When I started this research I measured how frequently people made racist searches in the United States. And the searches I looked at were very, very strikingly racist searches looking for basically jokes mocking African Americans. And I was struck by how frequently people are making these searches. In the time period I was looking at, it was as frequent as searches for “Lakers” and “migraine” and “Daily Show” — so not a fringe search. And I was also shocked by where these searches were located. If you had asked me, 'Where’s racism highest in the United States?' before I saw this Google data I would have said the South.
If you think of our country’s history, of slavery, the Civil War, we usually think of racism as a Southern issue. But the places with the highest racist search volumes included western Pennsylvania, eastern Ohio, upstate New York, industrial Michigan.
The real divide in racism these days is not north versus south. It’s east versus west, where you get a lot less of this west of the Mississippi River as compared to east of the Mississippi River.
And then if you remember the 2008 election, all the way back then when Barack Obama was elected president, after the election there was this question: did people care that he was black?

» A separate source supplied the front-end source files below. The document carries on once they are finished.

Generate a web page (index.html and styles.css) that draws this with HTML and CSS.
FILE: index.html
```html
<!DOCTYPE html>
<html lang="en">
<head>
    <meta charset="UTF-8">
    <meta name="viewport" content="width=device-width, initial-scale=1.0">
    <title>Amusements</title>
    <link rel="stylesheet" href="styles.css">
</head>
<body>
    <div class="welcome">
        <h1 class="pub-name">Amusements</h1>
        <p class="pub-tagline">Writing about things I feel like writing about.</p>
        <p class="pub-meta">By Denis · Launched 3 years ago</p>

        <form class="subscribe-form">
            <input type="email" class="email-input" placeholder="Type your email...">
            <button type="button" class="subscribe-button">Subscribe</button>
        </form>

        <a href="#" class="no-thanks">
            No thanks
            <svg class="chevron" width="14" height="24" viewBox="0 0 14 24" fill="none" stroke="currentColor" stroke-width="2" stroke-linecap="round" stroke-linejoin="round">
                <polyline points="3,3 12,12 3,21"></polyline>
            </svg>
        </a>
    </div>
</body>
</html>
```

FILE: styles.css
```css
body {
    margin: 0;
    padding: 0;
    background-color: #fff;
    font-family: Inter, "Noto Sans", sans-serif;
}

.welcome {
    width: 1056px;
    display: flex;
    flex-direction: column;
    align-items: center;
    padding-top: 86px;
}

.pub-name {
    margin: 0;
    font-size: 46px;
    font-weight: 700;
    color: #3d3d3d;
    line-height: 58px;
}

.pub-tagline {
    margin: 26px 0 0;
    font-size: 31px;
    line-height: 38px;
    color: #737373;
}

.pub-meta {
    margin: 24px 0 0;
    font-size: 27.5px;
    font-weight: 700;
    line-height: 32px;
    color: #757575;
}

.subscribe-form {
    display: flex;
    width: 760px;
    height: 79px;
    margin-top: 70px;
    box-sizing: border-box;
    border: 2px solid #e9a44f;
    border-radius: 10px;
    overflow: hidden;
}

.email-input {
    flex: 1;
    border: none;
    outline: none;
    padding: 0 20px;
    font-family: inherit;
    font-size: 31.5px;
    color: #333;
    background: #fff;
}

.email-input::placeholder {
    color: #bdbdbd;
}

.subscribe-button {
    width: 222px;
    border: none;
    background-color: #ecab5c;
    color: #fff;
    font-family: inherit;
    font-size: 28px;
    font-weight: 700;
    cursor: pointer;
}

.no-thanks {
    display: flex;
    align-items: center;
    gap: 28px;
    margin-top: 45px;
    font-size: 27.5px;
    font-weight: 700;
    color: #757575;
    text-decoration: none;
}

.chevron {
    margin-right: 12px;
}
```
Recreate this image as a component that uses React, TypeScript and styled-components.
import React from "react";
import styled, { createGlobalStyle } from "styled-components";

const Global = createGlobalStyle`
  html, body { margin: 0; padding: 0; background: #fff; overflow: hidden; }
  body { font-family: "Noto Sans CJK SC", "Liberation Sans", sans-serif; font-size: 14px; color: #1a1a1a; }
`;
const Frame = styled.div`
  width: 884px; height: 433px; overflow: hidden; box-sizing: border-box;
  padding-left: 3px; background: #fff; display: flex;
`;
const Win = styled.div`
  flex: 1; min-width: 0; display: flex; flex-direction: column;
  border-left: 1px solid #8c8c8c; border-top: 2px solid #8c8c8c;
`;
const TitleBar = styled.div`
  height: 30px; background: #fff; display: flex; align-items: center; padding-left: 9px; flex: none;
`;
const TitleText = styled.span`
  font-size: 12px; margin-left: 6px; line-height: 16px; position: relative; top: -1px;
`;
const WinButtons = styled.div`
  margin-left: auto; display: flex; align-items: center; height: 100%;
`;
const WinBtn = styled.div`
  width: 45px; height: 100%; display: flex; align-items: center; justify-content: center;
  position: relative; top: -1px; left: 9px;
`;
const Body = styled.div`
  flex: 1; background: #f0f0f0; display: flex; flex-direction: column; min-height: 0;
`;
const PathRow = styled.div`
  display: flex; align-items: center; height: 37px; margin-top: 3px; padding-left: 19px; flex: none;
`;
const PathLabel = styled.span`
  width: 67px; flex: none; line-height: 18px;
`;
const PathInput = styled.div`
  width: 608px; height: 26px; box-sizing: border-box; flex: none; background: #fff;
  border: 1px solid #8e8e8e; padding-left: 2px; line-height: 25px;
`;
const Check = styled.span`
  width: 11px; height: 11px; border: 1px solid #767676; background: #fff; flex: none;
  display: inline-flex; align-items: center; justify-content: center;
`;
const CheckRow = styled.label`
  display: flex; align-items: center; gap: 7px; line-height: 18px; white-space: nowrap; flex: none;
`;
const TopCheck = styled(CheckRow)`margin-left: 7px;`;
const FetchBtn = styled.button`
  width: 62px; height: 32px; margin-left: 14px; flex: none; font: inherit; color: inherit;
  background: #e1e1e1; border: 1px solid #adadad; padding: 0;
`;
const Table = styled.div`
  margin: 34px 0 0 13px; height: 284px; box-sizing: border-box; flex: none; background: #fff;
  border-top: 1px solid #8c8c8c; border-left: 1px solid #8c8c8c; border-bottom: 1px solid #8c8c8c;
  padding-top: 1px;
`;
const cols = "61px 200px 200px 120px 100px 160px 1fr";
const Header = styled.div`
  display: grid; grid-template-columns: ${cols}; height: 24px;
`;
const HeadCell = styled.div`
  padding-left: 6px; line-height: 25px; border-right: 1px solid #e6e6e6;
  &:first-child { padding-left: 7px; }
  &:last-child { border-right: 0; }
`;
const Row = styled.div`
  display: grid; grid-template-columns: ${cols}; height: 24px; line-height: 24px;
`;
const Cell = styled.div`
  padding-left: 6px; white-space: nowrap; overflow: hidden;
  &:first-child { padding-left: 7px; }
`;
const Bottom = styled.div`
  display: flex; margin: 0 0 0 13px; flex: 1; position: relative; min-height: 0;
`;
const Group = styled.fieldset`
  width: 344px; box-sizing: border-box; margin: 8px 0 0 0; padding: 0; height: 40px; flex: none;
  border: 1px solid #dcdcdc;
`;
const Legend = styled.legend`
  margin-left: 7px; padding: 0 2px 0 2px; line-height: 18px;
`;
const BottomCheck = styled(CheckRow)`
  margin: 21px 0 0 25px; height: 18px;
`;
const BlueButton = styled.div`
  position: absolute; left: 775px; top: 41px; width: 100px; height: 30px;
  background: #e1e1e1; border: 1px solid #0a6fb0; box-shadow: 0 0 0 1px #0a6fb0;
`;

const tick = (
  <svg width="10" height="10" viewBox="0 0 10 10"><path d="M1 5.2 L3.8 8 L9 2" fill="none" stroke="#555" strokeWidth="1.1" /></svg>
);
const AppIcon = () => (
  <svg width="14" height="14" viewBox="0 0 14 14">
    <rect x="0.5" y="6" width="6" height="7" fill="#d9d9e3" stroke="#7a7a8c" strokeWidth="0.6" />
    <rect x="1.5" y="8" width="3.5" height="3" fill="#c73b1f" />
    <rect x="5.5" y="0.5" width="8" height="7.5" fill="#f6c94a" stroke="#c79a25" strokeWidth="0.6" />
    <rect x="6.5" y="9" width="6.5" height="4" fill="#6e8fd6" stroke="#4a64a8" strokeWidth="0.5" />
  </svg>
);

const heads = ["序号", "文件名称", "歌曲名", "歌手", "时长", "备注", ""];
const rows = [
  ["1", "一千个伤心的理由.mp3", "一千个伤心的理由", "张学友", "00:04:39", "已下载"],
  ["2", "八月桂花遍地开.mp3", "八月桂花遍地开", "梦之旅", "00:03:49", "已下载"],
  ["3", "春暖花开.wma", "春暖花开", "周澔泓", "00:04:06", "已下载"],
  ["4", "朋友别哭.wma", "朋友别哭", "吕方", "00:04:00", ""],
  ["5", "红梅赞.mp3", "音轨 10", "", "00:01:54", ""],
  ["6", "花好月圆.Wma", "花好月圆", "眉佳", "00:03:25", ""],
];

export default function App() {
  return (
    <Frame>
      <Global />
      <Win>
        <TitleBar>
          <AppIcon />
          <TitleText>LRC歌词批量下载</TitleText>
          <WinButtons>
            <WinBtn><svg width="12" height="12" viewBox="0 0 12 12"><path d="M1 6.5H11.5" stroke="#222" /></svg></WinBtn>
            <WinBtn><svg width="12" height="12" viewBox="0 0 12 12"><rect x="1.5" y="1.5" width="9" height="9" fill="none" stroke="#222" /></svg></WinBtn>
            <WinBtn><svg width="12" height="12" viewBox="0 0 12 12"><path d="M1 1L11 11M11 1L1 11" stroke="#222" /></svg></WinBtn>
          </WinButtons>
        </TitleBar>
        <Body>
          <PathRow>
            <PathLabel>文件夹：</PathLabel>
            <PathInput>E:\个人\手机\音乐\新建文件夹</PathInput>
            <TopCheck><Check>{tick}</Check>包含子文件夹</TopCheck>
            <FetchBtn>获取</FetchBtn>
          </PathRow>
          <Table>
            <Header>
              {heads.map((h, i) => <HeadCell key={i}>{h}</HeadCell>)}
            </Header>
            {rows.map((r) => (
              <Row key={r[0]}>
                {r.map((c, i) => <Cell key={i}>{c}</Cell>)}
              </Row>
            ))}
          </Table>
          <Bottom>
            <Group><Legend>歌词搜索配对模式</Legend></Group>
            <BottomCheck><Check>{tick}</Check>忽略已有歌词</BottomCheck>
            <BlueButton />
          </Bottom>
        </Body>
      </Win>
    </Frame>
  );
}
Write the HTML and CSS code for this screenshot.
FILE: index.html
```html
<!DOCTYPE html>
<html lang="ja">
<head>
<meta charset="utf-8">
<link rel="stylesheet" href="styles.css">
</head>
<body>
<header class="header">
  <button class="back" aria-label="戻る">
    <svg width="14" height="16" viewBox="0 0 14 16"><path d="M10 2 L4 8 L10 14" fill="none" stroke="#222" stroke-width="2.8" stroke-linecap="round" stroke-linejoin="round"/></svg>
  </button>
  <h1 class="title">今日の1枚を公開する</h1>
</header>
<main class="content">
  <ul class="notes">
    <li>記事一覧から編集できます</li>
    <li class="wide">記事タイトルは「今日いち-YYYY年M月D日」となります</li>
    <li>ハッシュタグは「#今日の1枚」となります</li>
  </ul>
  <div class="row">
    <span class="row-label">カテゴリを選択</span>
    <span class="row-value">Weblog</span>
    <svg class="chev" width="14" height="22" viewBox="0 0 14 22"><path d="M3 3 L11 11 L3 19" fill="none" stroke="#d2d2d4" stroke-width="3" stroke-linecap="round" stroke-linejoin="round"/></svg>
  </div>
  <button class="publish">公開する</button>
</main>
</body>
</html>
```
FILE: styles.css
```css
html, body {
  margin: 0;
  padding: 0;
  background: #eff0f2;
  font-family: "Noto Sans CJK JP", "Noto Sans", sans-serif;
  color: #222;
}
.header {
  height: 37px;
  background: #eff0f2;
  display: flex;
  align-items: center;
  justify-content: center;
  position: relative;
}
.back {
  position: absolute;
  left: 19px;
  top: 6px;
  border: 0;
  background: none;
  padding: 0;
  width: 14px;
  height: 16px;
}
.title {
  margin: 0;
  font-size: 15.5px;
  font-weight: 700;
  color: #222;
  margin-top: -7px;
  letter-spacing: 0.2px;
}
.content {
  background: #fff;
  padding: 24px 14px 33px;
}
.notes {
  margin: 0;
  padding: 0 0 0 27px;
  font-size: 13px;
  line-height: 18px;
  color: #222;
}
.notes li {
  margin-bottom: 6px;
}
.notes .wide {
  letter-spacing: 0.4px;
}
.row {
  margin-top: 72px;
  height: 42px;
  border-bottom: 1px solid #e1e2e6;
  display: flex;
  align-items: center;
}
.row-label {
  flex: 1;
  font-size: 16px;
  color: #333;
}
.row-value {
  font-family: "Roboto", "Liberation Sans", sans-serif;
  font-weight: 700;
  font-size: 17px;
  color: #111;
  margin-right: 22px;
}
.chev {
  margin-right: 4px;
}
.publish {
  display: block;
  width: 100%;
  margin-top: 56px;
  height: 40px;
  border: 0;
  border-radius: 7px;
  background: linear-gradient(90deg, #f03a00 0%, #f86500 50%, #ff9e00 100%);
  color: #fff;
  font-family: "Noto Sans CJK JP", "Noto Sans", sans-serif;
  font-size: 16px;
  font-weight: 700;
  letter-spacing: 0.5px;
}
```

And Gallup asked people and some other surveys asked people and 98 percent, 99 percent of Americans said “No, no, no, no—of course not. This was not a factor in our voting decision.”
But you actually see very, very clearly in the data that Obama did far worse than other previous Democratic candidates in places with higher racist search volumes. And this isn’t explained by anything else in the data. It’s not explained by demographics or gun ownership or church attendance or liberalism. The main factor that predicts where Obama did worse than other Democrats is how frequently they made racist searches on Google.
Anyway, this data kind of languished I think on my website for a while, but then during the 2016 Republican Primary some data journalists got data on where Trump was doing best in the Republican Primary. Trump, of course, was saying some very, very racially charged things and people were expecting that these were gaffes, that he would collapse because he was saying things that you are not supposed to say, you know: retweeting false statistics about how frequently African Americans commit crimes, or not repudiating support from a former leader of the KKK, saying that Black Lives Matter protestors should be roughed up. And then what these data journalists found is, the single highest predictor of where Trump was doing well was the measure of racist searches on Google. So the same hidden racism that was secretly hurting Obama was waiting for a candidate to support and helped Trump tremendously in the Republican Primary.
So in the 2016 election one thing that was very, very clear in the data is that African American turnout was going to be way down. Because if you looked at cities with 90 percent black populations or 95 percent black populations, searches for information on voting were way lower than the previous two elections. So this was a clue that Trump may do better than expected because Clinton wasn’t going to get the same black support that Obama had gotten. And I think as far as predicting the elections just based on searches, we’re not really there yet because we haven’t had enough elections to test the models on. We’ve only had a few elections to build the models, whereas polls have been building models over many, many elections. I think there definitely are clues in searches for which way people will go. They’re a little more subtle than we usually think. So, for example, you can’t predict which way a state is going to go based on how frequently they search for a candidate. It’s not like places that search for Trump more go for Trump and places that search for Clinton more go for Clinton. The problem, and you can probably guess it’s obvious, is that you might search Trump because you love him or you might search Trump because you hate him.
So it doesn’t really tell us too much. There are some subtle indicators that seem to have predictive powers. One that I’ve found is the order in which people search candidates. About 26 percent of searches for Clinton in the previous election cycle also included the word Trump. So people searched for Clinton Trump polls or Trump Clinton debate. And it turns out, interestingly there’s a subtle clue in which way people will go based on the order in which they list the candidates in their search. So if people search Trump Clinton polls they’re much more likely to go Trump. If people search Clinton Trump polls they’re much more likely to go Clinton.
But it’s going to take a lot of elections to kind of build these models and weight these models and figure out exactly how to translate the searches to vote totals. But I think there is some information in these searches for the purposes of predicting elections.